Demonetization came and went, GST also happened. And I am just tired of trying to figure how all these affect my investments.

I just wish I had not heard of these

While all these earth-shaking crises were happening and the experts strongly suggested that one should move to safe havens in each stage of these events, quietly Mr Sensex moved from 1048 in 1990 to 36,500 levels – multiplied 35 times over these 28 years. If only I had not listened to the experts or read the newspapers, I would have participated in this 35x journey.

By the middle of 1995, the private sector mutual funds had come into existence and some of the early diversified equity funds are up well over 50 times over this period. These funds did much better than Mr Sensex. I could have very easily kept plonking in some money into these guys.

Nobody told me

Nobody told me that all these events just did not matter. The only thing that matters is that – if the economy grows, the companies operating in the economy will also grow and investors in these companies will also do well. Buy a diversified collection of such companies and you will participate in this journey. Through all these crisis events, the economy did very well. I seem to have taken my eye off this ball.

25 years of investing

My advice

First figure out if you think the country will grow. History suggests it should and there is no reason to doubt that it will not in the future. When in doubt, look around you and see how your life has changed over the latest 3 years. If so, stay invested for the longer term.

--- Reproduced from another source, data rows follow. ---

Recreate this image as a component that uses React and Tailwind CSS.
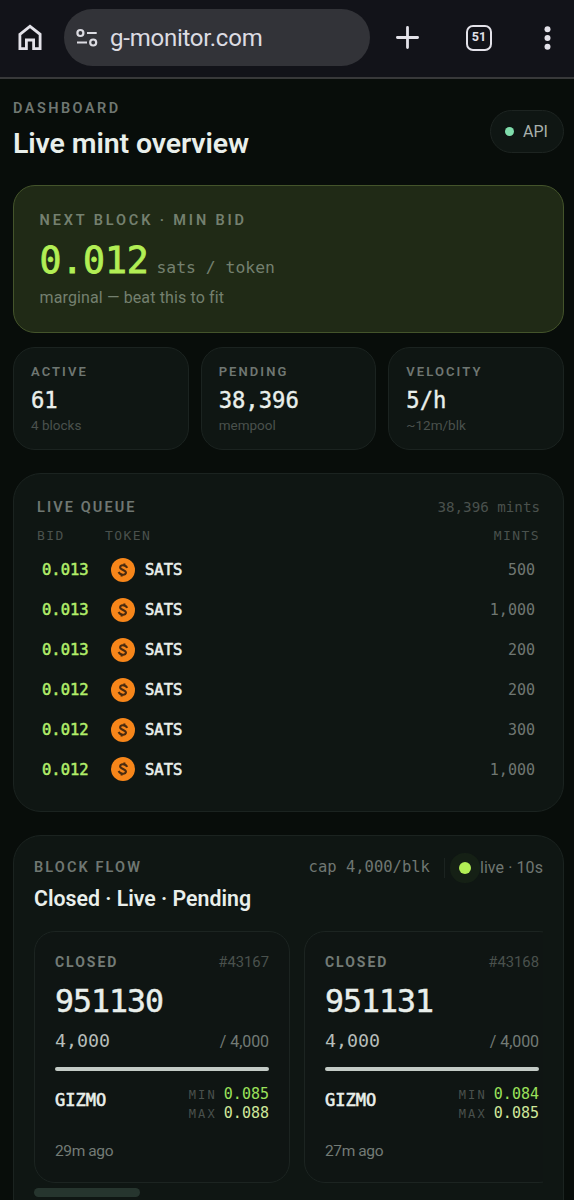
const queue = [
  { bid: "0.013", token: "SATS", mints: "500" },
  { bid: "0.013", token: "SATS", mints: "1,000" },
  { bid: "0.013", token: "SATS", mints: "200" },
  { bid: "0.012", token: "SATS", mints: "200" },
  { bid: "0.012", token: "SATS", mints: "300" },
  { bid: "0.012", token: "SATS", mints: "1,000" },
];

const stats = [
  { label: "ACTIVE", value: "61", note: "4 blocks" },
  { label: "PENDING", value: "38,396", note: "mempool" },
  { label: "VELOCITY", value: "5/h", note: "~12m/blk" },
];

const blocks = [
  { id: "#43167", height: "951130", min: "0.085", max: "0.088", ago: "29m ago" },
  { id: "#43168", height: "951131", min: "0.084", max: "0.085", ago: "27m ago" },
];

function SatsIcon() {
  return (
    <svg className="w-6 h-6 shrink-0" viewBox="0 0 24 24" fill="none">
      <circle cx="12" cy="12" r="12" fill="#f7861a" />
      <g transform="rotate(14 12 12)" stroke="#4a2b10" strokeWidth="2.1">
        <path d="M15.5 8.9C14.8 7.8 13.5 7.4 12 7.4c-2.1 0-3.5.8-3.5 2.3 0 3.1 7.1 1.5 7.1 4.6 0 1.5-1.5 2.3-3.6 2.3-1.7 0-3-.5-3.8-1.6" />
        <path d="M12 5.2v2.4M12 16.4v2.4" />
      </g>
    </svg>
  );
}

function BrowserBar() {
  return (
    <div className="h-[79px] border-b-2 border-[#38393a] bg-[#121319] flex items-start pt-[9px]">
      <div className="w-[64px] h-[57px] pl-[18px] flex items-center">
        <svg
          className="w-6 h-[27px]"
          viewBox="0 0 24 27"
          fill="none"
          stroke="#e3e2e9"
          strokeWidth="2.8"
        >
          <path d="M1.9 10.3 12 2.4l10.1 7.9v14.3h-6.5V16H8.4v8.6H1.9z" />
        </svg>
      </div>
      <div className="w-[306px] h-[57px] rounded-full bg-[#323338] flex items-center pl-[12px]">
        <svg
          className="w-[22px] h-[20px]"
          viewBox="0 0 22 20"
          fill="none"
          stroke="#dcdce2"
          strokeWidth="2.2"
        >
          <circle cx="4.4" cy="5" r="3" />
          <path d="M11 5h9.7M1 14.5h10" />
          <circle cx="17.2" cy="14.5" r="3" />
        </svg>
        <span className="ml-[12px] font-[Roboto] text-[24px] leading-none tracking-[-0.01em] text-[#dcdce2]">
          g-monitor.com
        </span>
      </div>
      <div className="h-[57px] flex-1 flex items-center justify-between pl-[26px] pr-[23px]">
        <svg
          className="w-[23px] h-[23px]"
          viewBox="0 0 23 23"
          stroke="#e3e2e9"
          strokeWidth="2.8"
          strokeLinecap="round"
        >
          <path d="M11.5 1.4v20.2M1.4 11.5h20.2" />
        </svg>
        <div className="w-[26px] h-[26px] rounded-[7px] border-[2.6px] border-[#e3e2e9] flex items-center justify-center font-[Roboto] font-bold text-[12.5px] leading-none text-[#e3e2e9]">
          51
        </div>
        <svg className="w-[7px] h-6 ml-[5px]" viewBox="0 0 7 24" fill="#e3e2e9">
          <circle cx="3.5" cy="3.2" r="3" />
          <circle cx="3.5" cy="12" r="3" />
          <circle cx="3.5" cy="20.8" r="3" />
        </svg>
      </div>
    </div>
  );
}

function BlockCard({ block }) {
  return (
    <div className="w-[256px] h-[252px] shrink-0 rounded-[21px] border border-[#1c2421] bg-[#0f1513] px-[20px] pt-[19px]">
      <div className="h-[22px] flex items-center justify-between">
        <span className="font-bold text-[14px] tracking-[0.14em] text-[#737b76]">CLOSED</span>
        <span className="text-[14.8px] text-[#4a514d]">{block.id}</span>
      </div>
      <div className="mt-px h-[56px] flex items-center font-['DejaVu_Sans_Mono',monospace] text-[31.5px] tracking-[-0.03em] text-[#e9efeb] [-webkit-text-stroke:0.5px_#e9efeb]">
        {block.height}
      </div>
      <div className="-mt-px h-[24px] flex items-center justify-between">
        <span className="font-['DejaVu_Sans_Mono',monospace] text-[18.3px] text-[#b6bdb9]">
          4,000
        </span>
        <span className="mt-[2px] text-[16px] tracking-[-0.005em] text-[#737b76]">/ 4,000</span>
      </div>
      <div className="mt-[14px] h-[4px] rounded-full bg-[#c3cbc6]"></div>
      <div className="mt-[14px] h-[38px] flex items-center justify-between">
        <span className="-mt-[6px] font-['DejaVu_Sans_Mono',monospace] text-[17px] text-[#e9efeb] [-webkit-text-stroke:0.6px_#e9efeb]">
          GIZMO
        </span>
        <div className="font-['DejaVu_Sans_Mono',monospace] text-[15px]">
          <div className="h-[19px] flex items-center justify-end">
            <span className="text-[12px] tracking-[0.18em] text-[#4a514d] mr-[7px]">MIN</span>
            <span className="text-[#9be15a]">{block.min}</span>
          </div>
          <div className="h-[19px] flex items-center justify-end">
            <span className="text-[12px] tracking-[0.18em] text-[#4a514d] mr-[7px]">MAX</span>
            <span className="text-[#cfe79a]">{block.max}</span>
          </div>
        </div>
      </div>
      <div className="mt-[17px] h-[24px] flex items-center text-[15.5px] tracking-[-0.025em] text-[#737b76]">
        {block.ago}
      </div>
    </div>
  );
}

export default function App() {
  return (
    <div className="w-full h-[1200px] overflow-hidden bg-[#080d0a] font-[Roboto,sans-serif] whitespace-nowrap">
      <BrowserBar />

      <main className="pl-[13px] pr-[10px]">
        <header className="h-[106px] flex justify-between">
          <div className="pt-[20px]">
            <div className="h-[20px] flex items-center font-semibold text-[14.5px] tracking-[0.17em] text-[#6f7772]">
              DASHBOARD
            </div>
            <h1 className="h-[50px] flex items-center font-semibold text-[28.5px] tracking-[-0.004em] text-[#e9efeb]">
              Live mint overview
            </h1>
          </div>
          <div className="mt-[31px] w-[74px] h-[43px] rounded-full border border-[#1d2421] bg-[#0f1613] flex items-center pl-[14px] text-[16px] text-[#a9b1ac]">
            <span className="w-[9px] h-[9px] rounded-full bg-[#7fdcab] mr-[9px]"></span>
            API
          </div>
        </header>

        {/* Next block */}
        <section className="h-[148px] rounded-[22px] border border-[#44542b] bg-[#202a16] pl-[25.5px] pt-[23px]">
          <div className="h-[24px] flex items-center font-semibold text-[14.5px] tracking-[0.198em] text-[#74806f]">
            NEXT BLOCK · MIN BID
          </div>
          <div className="h-[54px] flex items-center font-['DejaVu_Sans_Mono',monospace]">
            <span className="mt-[2px] text-[36.5px] tracking-[-0.005em] text-[#b2ee55] [-webkit-text-stroke:0.8px_#b2ee55]">
              0.012
            </span>
            <span className="ml-[8px] mt-[16px] text-[16.4px] text-[#74806f]">sats / token</span>
          </div>
          <div className="-mt-[1px] h-[24px] flex items-center text-[16px] tracking-[0.008em] text-[#74806f]">
            marginal — beat this to fit
          </div>
        </section>

        {/* Stats */}
        <section className="mt-[14px] grid grid-cols-3 gap-[12px]">
          {stats.map((stat) => (
            <div
              key={stat.label}
              className="h-[103px] rounded-[22px] border border-[#1b2320] bg-[#0f1613] pl-[17px] pt-[13px]"
            >
              <div className="h-[22px] flex items-center font-semibold text-[13px] tracking-[0.16em] text-[#6f7772]">
                {stat.label}
              </div>
              <div className="h-[36px] flex items-center font-['DejaVu_Sans_Mono',monospace] text-[22.2px] text-[#e9efeb] [-webkit-text-stroke:0.4px_#e9efeb]">
                {stat.value}
              </div>
              <div className="-mt-[5px] h-[22px] flex items-center text-[13.5px] text-[#4a514d]">
                {stat.note}
              </div>
            </div>
          ))}
        </section>

        {/* Live queue */}
        <section className="mt-[23px] h-[339px] rounded-[28px] border border-[#1b2320] bg-[#0f1613] px-[23px] pt-[22px]">
          <div className="h-[24px] flex items-center justify-between">
            <span className="font-semibold text-[14.5px] tracking-[0.145em] text-[#6f7772]">
              LIVE QUEUE
            </span>
            <span className="font-['DejaVu_Sans_Mono',monospace] text-[14.2px] text-[#4a514d]">
              38,396 mints
            </span>
          </div>
          <div className="mt-[4px] h-[24px] flex items-center font-['DejaVu_Sans_Mono',monospace] text-[13px] tracking-[0.11em] text-[#4a514d]">
            <span className="w-[68px]">BID</span>
            <span>TOKEN</span>
            <span className="ml-auto">MINTS</span>
          </div>
          <div className="mt-[2px] px-[5px]">
            {queue.map((row, index) => (
              <div
                key={index}
                className="h-[39.9px] flex items-center font-['DejaVu_Sans_Mono',monospace] text-[15.5px]"
              >
                <span className="w-[69px] mt-[2px] text-[#b2ee6a] [-webkit-text-stroke:0.5px_#b2ee6a]">
                  {row.bid}
                </span>
                <SatsIcon />
                <span className="ml-[10px] mt-[2px] text-[#e9efeb] [-webkit-text-stroke:0.6px_#e9efeb]">
                  {row.token}
                </span>
                <span className="ml-auto mt-px text-[15px] text-[#6f7772]">{row.mints}</span>
              </div>
            ))}
          </div>
        </section>

        {/* Block flow */}
        <section className="mt-[23px] h-[400px] rounded-[28px] border border-[#1b2320] bg-[#0f1613] px-[20px] pt-[19px]">
          <div className="h-[26px] flex items-center">
            <span className="font-semibold text-[14.5px] tracking-[0.145em] text-[#6f7772]">
              BLOCK FLOW
            </span>
            <span className="ml-auto font-['DejaVu_Sans_Mono',monospace] text-[15.5px] text-[#6f7772]">
              cap 4,000/blk
            </span>
            <span className="ml-[14px] w-px h-[20px] bg-[#1b2320]"></span>
            <span className="ml-[14px] w-[12px] h-[12px] rounded-full bg-[#b2ee55] shadow-[0_0_0_9px_#152015]"></span>
            <span className="ml-[9px] text-[16px] tracking-[0.005em] text-[#6f7772]">live · 10s</span>
          </div>
          <h2 className="h-[36px] flex items-center font-semibold text-[21.3px] text-[#e9efeb]">
            Closed · Live · Pending
          </h2>
          <div className="mt-[14px] flex gap-[14px] overflow-hidden">
            {blocks.map((block) => (
              <BlockCard key={block.id} block={block} />
            ))}
          </div>
          <div className="mt-[5px] w-[106px] h-[9px] rounded-full bg-[#26352e]"></div>
        </section>
      </main>
    </div>
  );
}
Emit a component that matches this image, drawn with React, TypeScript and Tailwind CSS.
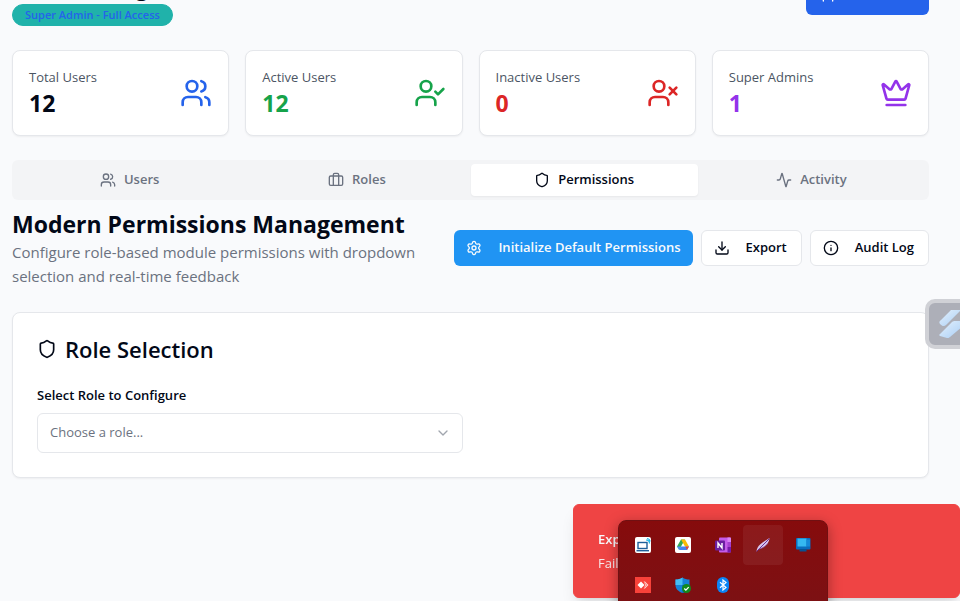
import {
  Activity,
  Briefcase,
  ChevronDown,
  Crown,
  Download,
  Info,
  Settings,
  Shield,
  UserCheck,
  UserPlus,
  Users,
  UserX,
} from "lucide-react";
import type { LucideIcon } from "lucide-react";
import type { ReactNode } from "react";

type Stat = { label: string; value: number; icon: LucideIcon; color: string };

const stats: Stat[] = [
  { label: "Total Users", value: 12, icon: Users, color: "text-[#2563eb]" },
  { label: "Active Users", value: 12, icon: UserCheck, color: "text-[#16a34a]" },
  { label: "Inactive Users", value: 0, icon: UserX, color: "text-[#dc2626]" },
  { label: "Super Admins", value: 1, icon: Crown, color: "text-[#9333ea]" },
];

const tabs: { label: string; icon: LucideIcon }[] = [
  { label: "Users", icon: Users },
  { label: "Roles", icon: Briefcase },
  { label: "Permissions", icon: Shield },
  { label: "Activity", icon: Activity },
];

function StatCard({ label, value, icon: Icon, color }: Stat) {
  return (
    <div className="flex items-center justify-between rounded-lg border border-[#e5e7eb] bg-white p-4 shadow-xs">
      <div>
        <p className="text-[13px] leading-5 text-[#4b5563]">{label}</p>
        <p className={`text-[23px] leading-8 font-bold ${label === "Total Users" ? "text-[#020817]" : color}`}>{value}</p>
      </div>
      <Icon className={`size-8 ${color}`} />
    </div>
  );
}

function OutlineButton({ icon: Icon, children }: { icon: LucideIcon; children: ReactNode }) {
  return (
    <button className="flex h-9 min-w-[100px] items-center gap-4 rounded-md border border-[#e5e7eb] bg-white pr-3.5 pl-3 text-[13px] font-semibold whitespace-nowrap">
      <Icon className="size-4" />
      {children}
    </button>
  );
}

function TrayIcons() {
  const items: { name: string; art: ReactNode }[] = [
    {
      name: "Remote display",
      art: (
        <>
          <rect width="16" height="16" rx="2" fill="#fff" />
          <rect x="3" y="5.5" width="9" height="6" fill="none" stroke="#1f5f99" strokeWidth="1.4" />
          <path d="M1.5 13.7h12.5" stroke="#1f5f99" strokeWidth="1.4" />
          <path d="M11 3c2 0 3.500 1.500 3.500 3.500M12 1.500c2 .3 3 1.500 3 3" fill="none" stroke="#19b5e8" strokeWidth="1.200" />
        </>
      ),
    },
    {
      name: "Drive",
      art: (
        <>
          <rect width="16" height="16" rx="2" fill="#fff" />
          <path d="M6 2.500h4L8 6 4.300 12.500 2 9.500z" fill="#34a853" />
          <path d="M6 2.500h4L14 9.500h-4z" fill="#fbbc04" />
          <path d="M5.700 9.500H14L12 13H4z" fill="#4285f4" />
          <path d="M10.500 9.500H14L12 13z" fill="#ea4335" />
          <path d="M2 9.500h3.700L4 13z" fill="#4f8df5" />
        </>
      ),
    },
    {
      name: "Notes",
      art: (
        <>
          <rect x="4" y="0.500" width="12" height="15" rx="1" fill="#c45be8" />
          <path d="M12.500 .5H15a1 1 0 0 1 1 1V5h-3.500z" fill="#d982f2" />
          <path d="M12.500 5H16v5h-3.500z" fill="#a640cf" />
          <path d="M12.500 10H16v4.500a1 1 0 0 1-1 1h-2.500z" fill="#7719aa" />
          <rect x="0" y="3.500" width="10" height="10" rx="1" fill="#6b1fa0" />
          <path d="M3 11V6l4 5V6" fill="none" stroke="#fff" strokeWidth="1.400" />
        </>
      ),
    },
    {
      name: "Feather",
      art: (
        <>
          <path d="M1.500 14.500C2 8.500 7 5.500 14.500 1c-.3 5-4 9-10.500 11z" fill="#d9c6ec" />
          <path d="M1.500 14.500 14.500 1.500" stroke="#6d3199" strokeWidth="1" />
          <path d="M4 12c4-1 7-3 9-6" fill="none" stroke="#8a5bb0" strokeWidth=".7" />
        </>
      ),
    },
    {
      name: "Desktop",
      art: (
        <>
          <rect x="1" y="1" width="14.500" height="11.500" rx="1" fill="#0a6cbd" />
          <rect x="2.500" y="1.500" width="9" height="8" fill="#35b8f1" />
          <path d="M11.500 2.500h3.500v7h-3.500z" fill="#1488d8" />
          <path d="M4.500 12h7v2.500h-7z" fill="#075393" />
        </>
      ),
    },
    {
      name: "Remote control",
      art: (
        <>
          <rect width="16" height="16" fill="#f8423a" />
          <path d="M6 4.500 9.500 8 6 11.500 2.500 8z" fill="#fff" />
          <path d="M8.500 4.500h1.500L13.500 8 10 11.500H8.500L12 8z" fill="#ffd3cf" />
          <path d="M9 5.500 11.500 8 9 10.500 10.300 8z" fill="#ffd3cf" />
        </>
      ),
    },
    {
      name: "Security",
      art: (
        <>
          <path d="M7.500 .5c2 1.500 4.500 2 7 2V8c0 4-3 6.500-7 8-4-1.500-7-4-7-8V2.500c2.500 0 5-.5 7-2z" fill="#1683d8" />
          <path d="M7.500 .5V8h-7V2.500c2.500 0 5-.5 7-2z" fill="#45bdf3" />
          <path d="M7.500 8h7c0 4-3 6.500-7 8z" fill="#0b5fae" />
          <circle cx="11.500" cy="11.500" r="4.500" fill="#118a1d" />
          <path d="m9.300 11.500 1.600 1.600 2.800-3" fill="none" stroke="#fff" strokeWidth="1.300" />
        </>
      ),
    },
    {
      name: "Bluetooth",
      art: (
        <>
          <rect x="2" y="0" width="12" height="16" rx="6" fill="#0a84f5" />
          <path d="m5 5.300 6 5.200L8 13V3l3 2.500-6 5.200" fill="none" stroke="#fff" strokeWidth="1.200" />
        </>
      ),
    },
  ];

  return (
    <div className="fixed -bottom-[13px] left-[618px] grid grid-cols-5 rounded-lg border border-[#701012] bg-linear-to-b from-[#860b0c] to-[#7b1114] p-1 pb-2 shadow-[0_4px_14px_rgba(0,0,0,0.35)]">
      {items.map((item) => (
        <button
          key={item.name}
          aria-label={item.name}
          className={`flex size-10 items-center justify-center rounded ${item.name === "Feather" ? "bg-white/6" : ""}`}
        >
          <svg viewBox="0 0 16 16" className="size-4">
            {item.art}
          </svg>
        </button>
      ))}
    </div>
  );
}

export default function App() {
  return (
    <div className="h-screen overflow-hidden bg-[#f9fafc] pr-[31px] pl-3 font-['Open_Sans','Noto_Sans',sans-serif] text-[#020817]">
      <header className="-mt-[30px] flex items-center justify-between">
        <div className="flex flex-col items-start gap-0.5">
          <h1 className="text-[23px] leading-8 font-bold">User Management</h1>
          <span className="rounded-full border border-[#20b2aa] bg-[#20b2aa] px-3 text-[11px] leading-5 font-semibold text-[#2563eb]">
            Super Admin - Full Access
          </span>
        </div>
        <button className="mb-1.5 flex h-10 min-w-[123px] items-center gap-4 rounded-md bg-[#2563eb] px-4 text-[13px] font-semibold whitespace-nowrap text-white">
          <UserPlus className="size-4" />
          Add User
        </button>
      </header>

      <section className="mt-6 grid grid-cols-4 gap-4">
        {stats.map((stat) => (
          <StatCard key={stat.label} {...stat} />
        ))}
      </section>

      <nav role="tablist" className="mt-6 grid grid-cols-4 rounded-md bg-[#f3f4f6] p-1">
        {tabs.map(({ label, icon: Icon }) => {
          const active = label === "Permissions";
          return (
            <button
              key={label}
              role="tab"
              aria-selected={active}
              className={`flex h-8 items-center justify-center gap-2 rounded-sm text-[13px] font-semibold ${
                active ? "bg-white shadow-xs" : "text-[#6b7280]"
              }`}
            >
              <Icon className="size-4" />
              {label}
            </button>
          );
        })}
      </nav>

      <main className="mt-2">
        <div className="flex items-center justify-between gap-4">
          <div>
            <h2 className="text-[23px] leading-8 font-bold whitespace-nowrap">Modern Permissions Management</h2>
            <p className="text-[15px] leading-6 text-[#6b7280]">
              Configure role-based module permissions with dropdown selection and real-time feedback
            </p>
          </div>
          <div className="flex shrink-0 gap-2">
            <button className="flex h-9 items-center gap-4 rounded-md bg-[#2094f3] px-3 text-[13px] font-semibold whitespace-nowrap text-[#f8fafc]">
              <Settings className="size-4" />
              Initialize Default Permissions
            </button>
            <OutlineButton icon={Download}>Export</OutlineButton>
            <OutlineButton icon={Info}>Audit Log</OutlineButton>
          </div>
        </div>

        <section className="mt-6 rounded-lg border border-[#e5e7eb] bg-white p-6 shadow-xs">
          <h3 className="flex items-center gap-2 text-[22px] leading-6 font-semibold">
            <Shield className="size-5" />
            Role Selection
          </h3>
          <div className="mt-6 grid grid-cols-2 gap-4">
            <div>
              <label htmlFor="role" className="block text-[13px] leading-5 font-semibold">
                Select Role to Configure
              </label>
              <div className="relative mt-2">
                <select
                  id="role"
                  defaultValue=""
                  className="h-10 w-full appearance-none rounded-md border border-[#e5e7eb] bg-white px-3 text-[13px] text-[#6b7280]"
                >
                  <option value="">Choose a role...</option>
                </select>
                <ChevronDown className="pointer-events-none absolute top-3 right-3 size-4 text-[#a1a6ae]" />
              </div>
            </div>
          </div>
        </section>
      </main>

      <button
        aria-label="Open assistant"
        className="fixed top-[299px] -right-4 flex h-[50px] w-[51px] items-center rounded-[10px] border-4 border-[#d0d1d6] bg-[#adafb8] pl-2.5"
      >
        <svg viewBox="0 0 24 30" className="h-[30px] w-6 shrink-0">
          <defs>
            <linearGradient id="ribbon" x1="0" y1="0" x2="1" y2="1">
              <stop offset="0" stopColor="#e4f1fd" />
              <stop offset="1" stopColor="#a9cef5" />
            </linearGradient>
          </defs>
          <path d="M12 1h10L7 16c-2 2-4 1-6-1-1-1-1-3 1-4z" fill="url(#ribbon)" />
          <path d="M13 13c1-1 2-1 3-1h8v5L11 28c-1 1-2 1-3 1l-7-2c-1-1-1-1 0-2z" fill="url(#ribbon)" />
        </svg>
      </button>

      <div
        role="alert"
        className="fixed right-0 bottom-[3px] w-[387px] rounded-md border border-[#ef4444] bg-[#ef4444] p-6 text-[13px] leading-5 text-[#f8fafc] shadow-lg"
      >
        <p className="font-semibold">Export Failed</p>
        <p className="mt-1 opacity-90">Failed to export</p>
      </div>
      <TrayIcons />
    </div>
  );
}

Real risk is if you don’t participate in this growth.

For every scam, or negative news, which gets amplified, always remember there are also great companies out there doing wonderfully well. If you do hear of any such fears, stop reading economic or political news for some time – stick with just the page 3, movies and sports news. It invariably passes.

Stay invested and stay the course. When you have cash which you don’t need, invest it away. Time is your friend. The path of progress is here to stay. Benefit from it.

I just wish someone had told me this 25 years back.